Senegalese workers replace Georgians in tea gardens due to pandemic restrictions
When workers from Georgia could not come to Turkey as they usually do to collect tea because borders were sealed in line with measures to halt the spread of COVID-19, Senegalese, Afghan and Uzbek nationals already in Turkey filled the void to pick tea in the Black Sea province of Rize.
Even Rize’s locals had difficulties returning to their hometown, as provincial borders in the country were shuttered too. Around 40,000 foreign workers expected to arrive in the city, but were barred from entering via Turkish border gates.
But nearly 20,000 people, most of them originally from Rize and who live in Istanbul, travelled to Rize to harvest tea leaves in the gardens in the beginning of June.
As families harvest their own tea with their own facilities in order to avoid loss of products, people from all ages and professions in the region also supported the harvest.
Senegalese, Afghan and Uzbek nationals living in the country and who have work permits replaced Georgian workers who would normally travel one hour, crossing Turkey’s northeastern border, to harvest tea in the region. But COVID-19 has prevented these seasonal workers from coming in.
Migrant workers are praised by their Turkish colleagues who say they are hardworking and agricultural land owners also have said they want to work with foreign workers.
From Senegal to Rize
The most popular employees of the vast tea gardens in Rize are three Senegalese workers.
A garden owner from Göndoğdu village of the province is accompanied by his three teammates from Senegal.
Halim Sultan Dal, who owns a tea garden, met Senegalese national Gibral Gaye, Musa Sisi and Muhammet Drami from Senegal during his time in Istanbul.
“They told me they wanted to come to Rize. Now they are collecting tea and making money,” Dal said.

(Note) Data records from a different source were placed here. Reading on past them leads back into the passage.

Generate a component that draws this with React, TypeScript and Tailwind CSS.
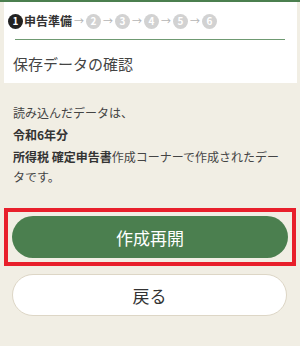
import React from 'react';

const steps = ['2', '3', '4', '5', '6'];

const Arrow: React.FC = () => (
  <span className="mx-[2px] text-[10px] leading-none text-[#b5b5b5]">→</span>
);

const App: React.FC = () => {
  return (
    <div
      className="w-[300px] h-[346px] bg-[#f1eee4] border-t-2 border-[#4b7f4f] overflow-hidden"
      style={{ fontFamily: '"Noto Sans CJK JP", "Noto Sans", sans-serif' }}
    >
      {/* Header card */}
      <div className="ml-[4px] mr-[3px] bg-white pt-[12px] pb-[8px]">
        <div className="flex items-center h-[14px] pl-[4px]">
          <span className="w-[15px] h-[15px] rounded-full bg-[#222] text-white text-[10px] font-bold flex items-center justify-center leading-none">
            1
          </span>
          <span className="ml-[1px] text-[12px] font-bold text-[#333] leading-none">申告準備</span>
          {steps.map((n) => (
            <React.Fragment key={n}>
              <Arrow />
              <span className="w-[15px] h-[15px] rounded-full bg-[#d2d2d2] text-white text-[10px] font-bold flex items-center justify-center leading-none">
                {n}
              </span>
            </React.Fragment>
          ))}
        </div>
        <div className="mt-[11px] ml-[11px] mr-[12px] h-px bg-[#6f9a72]" />
        <h1 className="mt-[13px] pl-[9px] text-[15px] leading-[22px] text-[#444] font-normal">
          保存データの確認
        </h1>
      </div>

      {/* Body */}
      <div className="mt-[19px] px-[13px] text-[12px] text-[#444]">
        <p className="leading-[22px]">読み込んだデータは、</p>
        <p className="leading-[22px] font-bold text-[#333]">令和6年分</p>
        <p className="mt-[1px] leading-[20px]">
          <span className="font-bold text-[#333]">所得税 確定申告書</span>作成コーナーで作成されたデータです。
        </p>
      </div>

      {/* Buttons */}
      <div className="mt-[21px] mx-[4px] border-4 border-[#e81f2b] p-[4px]">
        <button className="w-full h-[42px] rounded-full bg-[#4b7f4f] text-white text-[17px] leading-none">
          作成再開
        </button>
      </div>
      <div className="mt-[8px] px-[12px] pr-[13px]">
        <button className="w-full h-[42px] rounded-full bg-white border border-[#ddd6c6] text-[#333] text-[17px] leading-none">
          戻る
        </button>
      </div>
    </div>
  );
};

export default App;
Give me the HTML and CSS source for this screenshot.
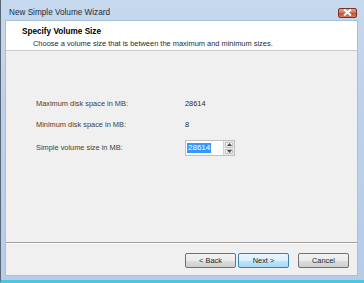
FILE: index.html
```html
<!DOCTYPE html>
<html>
<head>
    <title>New Simple Volume Wizard</title>
    <link rel="stylesheet" href="styles.css">
</head>
<body>
    <div class="window">
        <div class="title-bar">
            <span class="title-text">New Simple Volume Wizard</span>
            <span class="close-button">
                <svg width="9" height="7" viewBox="0 0 9 7">
                    <path d="M1 0.5 L8 6.5 M8 0.5 L1 6.5" stroke="#fff" stroke-width="2"/>
                </svg>
            </span>
        </div>
        <div class="frame">
            <div class="wizard-header">
                <div class="header-title">Specify Volume Size</div>
                <div class="header-subtitle">Choose a volume size that is between the maximum and minimum sizes.</div>
            </div>
            <div class="wizard-body">
                <div class="fields">
                    <span class="field-label">Maximum disk space in MB:</span>
                    <span class="field-value">28614</span>
                    <span class="field-label">Minimum disk space in MB:</span>
                    <span class="field-value">8</span>
                    <span class="field-label">Simple volume size in MB:</span>
                    <div class="spin-box">
                        <div class="spin-input"><span class="selected-text">28614</span></div>
                        <div class="spin-buttons">
                            <span class="spin-button">
                                <svg width="5" height="3" viewBox="0 0 5 3"><path d="M0 3 L2.5 0 L5 3 Z" fill="#4d4d4d"/></svg>
                            </span>
                            <span class="spin-button">
                                <svg width="5" height="3" viewBox="0 0 5 3"><path d="M0 0 L2.5 3 L5 0 Z" fill="#4d4d4d"/></svg>
                            </span>
                        </div>
                    </div>
                </div>
            </div>
            <div class="wizard-footer">
                <button class="wizard-button">&lt; Back</button>
                <button class="wizard-button default-button">Next &gt;</button>
                <button class="wizard-button cancel-button">Cancel</button>
            </div>
        </div>
    </div>
</body>
</html>
```

FILE: styles.css
```css
body {
    margin: 0;
    font-family: "Liberation Sans", Arial, sans-serif;
    background-color: #b9d1ea;
}

.window {
    width: 364px;
    height: 283px;
    box-sizing: border-box;
    border-left: 1px solid #5a6577;
    border-bottom: 3px solid #4fc4e4;
    background: linear-gradient(to bottom, #c6d9ee 0%, #bcd2ea 40%, #b6cde8 100%);
    display: flex;
    flex-direction: column;
    overflow: hidden;
}

.title-bar {
    height: 21px;
    display: flex;
    align-items: center;
    justify-content: space-between;
    padding: 0 8px 0 8px;
    flex-shrink: 0;
}

.title-text {
    font-size: 8.2px;
    color: #1e2b3c;
    margin-top: 4px;
}

.close-button {
    width: 19px;
    height: 10px;
    margin-top: 4px;
    margin-right: -1px;
    border: 1px solid #7a3126;
    border-radius: 2px;
    background: linear-gradient(to bottom, #e3a08e 0%, #cf7763 45%, #bf4f3a 55%, #d4805f 100%);
    display: flex;
    align-items: center;
    justify-content: center;
    box-sizing: border-box;
}

.frame {
    flex: 1;
    margin: 0 7px 5px 5px;
    background-color: #f0f0f0;
    display: flex;
    flex-direction: column;
    box-shadow: 0 0 0 1px #a7c0dc;
}

.wizard-header {
    height: 30px;
    background-color: #fff;
    border-bottom: 1px solid #c9c9c9;
    padding: 6px 0 0 16px;
    box-sizing: border-box;
}

.header-title {
    font-size: 8.2px;
    font-weight: bold;
    color: #000;
    line-height: 10px;
}

.header-subtitle {
    font-size: 7.45px;
    color: #2a2a2a;
    line-height: 10px;
    margin-top: 2px;
    padding-left: 11px;
}

.wizard-body {
    flex: 1;
    padding: 47px 0 0 30px;
    border-bottom: 1px solid #a0a0a0;
    box-shadow: 0 1px 0 #fff;
}

.fields {
    display: grid;
    grid-template-columns: 149px auto;
    row-gap: 9px;
    align-items: center;
}

.field-label,
.field-value {
    font-size: 7.4px;
    line-height: 12px;
    color: #404040;
}

.field-value {
    color: #2a2a2a;
}

.spin-box {
    display: flex;
    height: 16px;
    width: 50px;
    border: 1px solid #c0c0c0;
    box-sizing: border-box;
    background-color: #fff;
}

.spin-input {
    width: 36px;
    display: flex;
    align-items: center;
    padding-left: 1px;
    border-right: 1px solid #d0d0d0;
}

.selected-text {
    background-color: #3399ff;
    color: #fff;
    font-size: 8px;
    line-height: 10px;
    padding: 0 1px;
}

.spin-buttons {
    flex: 1;
    display: flex;
    flex-direction: column;
    justify-content: center;
    gap: 1px;
    padding: 1px;
    background-color: #e8e8e8;
}

.spin-button {
    height: 6px;
    border: 1px solid #c4c4c4;
    border-radius: 1px;
    background: linear-gradient(to bottom, #f8f8f8, #e0e0e0);
    display: flex;
    align-items: center;
    justify-content: center;
}

.wizard-footer {
    height: 32px;
    display: flex;
    justify-content: flex-end;
    align-items: flex-start;
    padding: 10px 8px 0 0;
    box-sizing: border-box;
}

.wizard-button {
    width: 51px;
    height: 15px;
    padding: 0;
    font-family: "Liberation Sans", Arial, sans-serif;
    font-size: 7.4px;
    color: #222;
    border: 1px solid #707070;
    border-radius: 2px;
    background: linear-gradient(to bottom, #f2f2f2 0%, #ebebeb 50%, #dddddd 51%, #cfcfcf 100%);
    margin-left: 2px;
}

.default-button {
    border-color: #3c7fb1;
    background: linear-gradient(to bottom, #eaf6fd 0%, #d9f0fc 50%, #bee6fd 51%, #a7d9f5 100%);
}

.cancel-button {
    margin-left: 9px;
}
```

Three workers earn approximately 250 liras ($37) per day and try to respond to harvest requests.
The net daily minimum wage for the year 2020 is 98.10 liras ($15).
“My African brothers are collecting tea very well. We want the authorities to see our African brothers living in the country,” Dal said, emphasizing that “good employees” can be rewarded with high pay.
Gaye has been collecting tea for three seasons, while Musa and Muhammed are newcomers.
“This year, we are collecting tea with Musa and Mohammed. It is difficult for those who do not know how to do it,” said Gaye.
Gaye also expressed that Rize is a beautiful region and that he loves the country.
The Ottomans were introduced to tea about 140 years ago. During the reign of Abdülhamid II, tea was planted all across the empire from Bursa to Aleppo and from Aydın to Erzurum, but it did not hold due to unfavorable climate in most cities.
However, it was soon understood that the Black Sea region was more suitable to grow this plant, and in 1947 the very first tea factory in Turkey was established in Rize, Turkey’s tea capital.